An abstract for a new study from the California Energy Commission (CEC), done in partnership with Southern California Edison (SCE) to review the impacts of DERs on the electric system, is below. To read the study in full visit CEC’s website.
This is the second study done in partnership with Southern California Edison evaluating the impacts of distributed energy resources on the utility electricity system. The first study evaluated impacts at the system level. This study evaluated impacts at a regional level. An upcoming study will evaluate impacts at a feeder level.
This Phase II study leverages the analytical framework demonstrated in Phase I to further explore the impacts, benefits, and costs of distributed energy resources in the San Joaquin Valley region of Southern California Edison’s system. The study assessed the ability of distributed energy resources (DER, that is, distributed generation, energy efficiency, demand response, energy storage, and electric vehicles) to meet forecasted load growth and reliability needs, as well as the potential interconnection and integration costs to the transmission and distribution systems in the region.

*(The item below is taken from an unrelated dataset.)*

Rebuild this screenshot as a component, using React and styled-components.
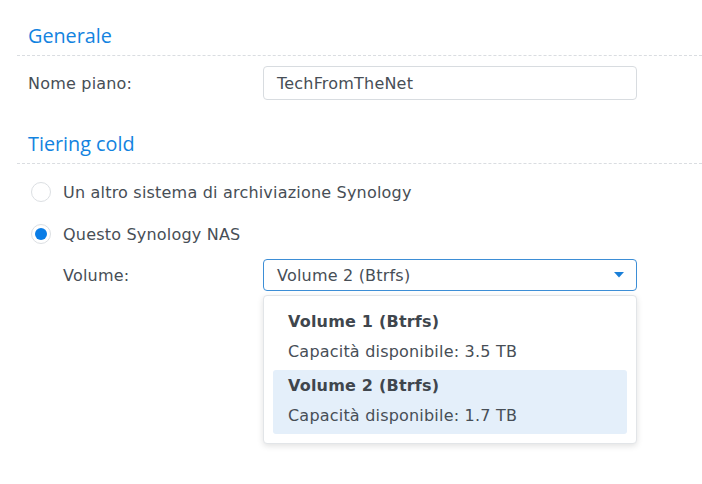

The study found that optimized location and timing of distributed energy resources could lead to net benefits greater than $300 million, caused primarily by the deferral of transmission system investments. The key driver for the potential transmission system deferral was the assumption of whether California’s persistent drought would necessitate certain transmission investments that DER could avoid or defer. Furthermore, the study found that energy storage and advanced inverters can reduce interconnection costs associated with some types of DER, improving the overall value to the distribution system.